Hanratty worked for General Electric, where in 1957 he wrote Pronto, an early commercial numerical control (NC) programming language. Then he moved in 1961 to General Motors Research Laboratories, where his projects focused on NC software and taking complex surfaces and producing toolpath data for NC machines. He earned a PhD from the University of California, Irvine in 1977.

==Banking standard==
Around the mid-1950s Hanratty and a team from the Stanford Research Institute using equipment built by the General Electric Computer Laboratory developed standardized machine-readable characters for use on bank checks. Adopted by the American Bankers Association in 1958, their characters are still in use and magnetic ink character recognition (MICR) and the E-13B font became standard in the industry.

==Business==
In 1970 he cofounded the company Integrated Computer Systems (ICS) with seven of his coworkers from Astronautics Corporation, which had been acquired by McDonnell Douglas. Hanratty later said, "Never generate anything closely coupled to a specific architecture. And make sure you keep things open to communicate with other systems, even your competitors." ICS failed because its product, a CAD/CAM drafting system, was tied to a computer that few people had available, and because its product was written in TPL, an unfamiliar language for most people.

In 1971 Hanratty founded Manufacturing and Consulting Services (MCS), applying what he had learned at ICS. All the software was written in Fortran and it ran on almost any computer. His product was named Automated Drafting and Machining (ADAM), later AD-2000, and still later Anvil-4000. Annual revenue peaked at about $20 million in 1989 with almost 200 employees.

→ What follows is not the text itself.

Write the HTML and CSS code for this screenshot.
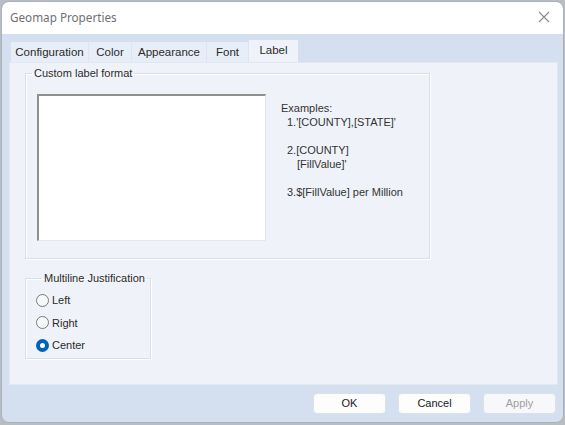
FILE: index.html
```html
<!DOCTYPE html>
<html>
<head>
<meta charset="utf-8">
<link rel="stylesheet" href="styles.css">
</head>
<body>
<div class="window">
  <div class="titlebar">
    <span class="title">Geomap Properties</span>
    <svg class="close" width="12" height="12" viewBox="0 0 12 12"><path d="M1 1L11 11M11 1L1 11" stroke="#8a8a8a" stroke-width="1.1" fill="none"/></svg>
  </div>
  <div class="content">
    <div class="tabs">
      <div class="tab t-config">Configuration</div>
      <div class="tab t-color">Color</div>
      <div class="tab t-appear">Appearance</div>
      <div class="tab t-font">Font</div>
      <div class="tab t-label active">Label</div>
    </div>
    <div class="page">
      <fieldset class="group group-format">
        <legend>Custom label format</legend>
        <div class="format-row">
          <div class="textbox"></div>
          <div class="examples">
            <div>Examples:</div>
            <div class="ex">1.'[COUNTY],[STATE]'</div>
            <div class="blank"></div>
            <div class="ex">2.[COUNTY]</div>
            <div class="ex2">[FillValue]'</div>
            <div class="blank"></div>
            <div class="ex">3.$[FillValue] per Million</div>
          </div>
        </div>
      </fieldset>
      <fieldset class="group group-just">
        <legend>Multiline Justification</legend>
        <div class="radio"><span class="dot"></span>Left</div>
        <div class="radio"><span class="dot"></span>Right</div>
        <div class="radio"><span class="dot checked"></span>Center</div>
      </fieldset>
    </div>
    <div class="buttons">
      <div class="btn">OK</div>
      <div class="btn">Cancel</div>
      <div class="btn disabled">Apply</div>
    </div>
  </div>
</div>
</body>
</html>
```
FILE: styles.css
```css
html, body {
  margin: 0;
  padding: 0;
}
body {
  background: #b9bcc2;
  width: 565px;
  height: 425px;
  overflow: hidden;
  font-family: "Noto Sans", "DejaVu Sans", sans-serif;
}
.window {
  margin: 1px 0 0 1px;
  width: 561px;
  height: 420px;
  border: 1px solid #a9b2c0;
  border-radius: 8px;
  overflow: hidden;
  display: flex;
  flex-direction: column;
}
.titlebar {
  height: 32px;
  flex: none;
  background: #ffffff;
  display: flex;
  align-items: center;
  justify-content: space-between;
  padding: 0 10px 0 8px;
}
.title {
  font-size: 11.7px;
  color: #707070;
  margin-top: -2px;
}
.close {
  margin-right: 3px;
  margin-top: -2px;
}
.content {
  flex: 1;
  background: #d4dfef;
  display: flex;
  flex-direction: column;
  padding: 6px 5px 0 7px;
  font-family: "Liberation Sans", sans-serif;
  font-size: 11px;
  color: #2a2a2a;
}
.tabs {
  display: flex;
  flex: none;
  height: 22px;
  align-items: flex-end;
  padding-left: 2px;
  font-size: 11.5px;
}
.tab {
  height: 20px;
  line-height: 20px;
  text-align: center;
  background: #e8eef7;
  border-right: 1px solid #dde5f0;
  box-sizing: border-box;
}
.t-config { width: 78px; }
.t-color { width: 43px; }
.t-appear { width: 75px; }
.t-font { width: 42px; }
.t-label { width: 49px; }
.tab.active {
  height: 22px;
  line-height: 21px;
  background: #eff3f9;
  border-right: none;
}
.page {
  flex: none;
  height: 318px;
  background: #eff3f9;
  border: 1px solid #e1e8f2;
  padding: 3px 0 0 15px;
}
.group {
  margin: 0;
  border: 1px solid #d8dfe9;
  box-shadow: 1px 1px 0 #ffffff inset, 1px 1px 0 #fff;
  padding: 0;
  min-width: 0;
  box-sizing: border-box;
}
.group legend {
  padding: 0 2px;
  margin-left: 6px;
  line-height: 14px;
  white-space: nowrap;
}
.group-format {
  width: 405px;
  height: 193px;
}
.format-row {
  display: flex;
  padding: 14px 0 0 11px;
}
.textbox {
  width: 229px;
  height: 147px;
  background: #fff;
  border-top: 2px solid #8f8f8f;
  border-left: 2px solid #8f8f8f;
  border-right: 1px solid #e6e6e6;
  border-bottom: 1px solid #e6e6e6;
  box-sizing: border-box;
}
.examples {
  margin-left: 15px;
  padding-top: 7px;
  line-height: 14px;
  color: #333;
}
.ex { padding-left: 6px; }
.ex2 { padding-left: 16px; }
.blank { height: 14px; }
.group-just {
  width: 126px;
  height: 88px;
  margin-top: 12px;
  padding: 4px 0 0 10px;
}
.radio {
  display: flex;
  align-items: center;
  height: 22.5px;
}
.dot {
  width: 11px;
  height: 11px;
  border: 1px solid #7a7a7a;
  border-radius: 50%;
  background: #f7f8fa;
  margin-right: 3px;
  box-sizing: content-box;
}
.dot.checked {
  background: #ffffff;
  border: 4px solid #0063b8;
  width: 5px;
  height: 5px;
}
.buttons {
  flex: 1;
  display: flex;
  justify-content: flex-end;
  align-items: flex-start;
  padding-top: 8px;
  padding-right: 2px;
  gap: 12px;
}
.btn {
  width: 71px;
  height: 19px;
  line-height: 19px;
  text-align: center;
  background: #fdfdfd;
  border: 1px solid #dde1e7;
  border-radius: 4px;
  color: #1a1a1a;
}
.btn.disabled {
  background: #f6f8fb;
  color: #a0a0a0;
}
```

Among well-known customers of MCS were Computervision who licensed Adam for CADDS, Gerber Scientific for IDS 3, and McDonnell Douglas who licensed it for Unigraphics. Several well-known CAD/CAM packages were developed from MCS products. Among them were Auto-Grapl, Autosnap 3D, Anvil-5000, and Intelligent Modeler.

Auto-Grapl in particular demonstrates what Hanratty had learned: "the computer writes the program for you".

==Personal life==
Hanratty was married to Sandra and they had 3 children and 13 grandchildren. He died July 28, 2019.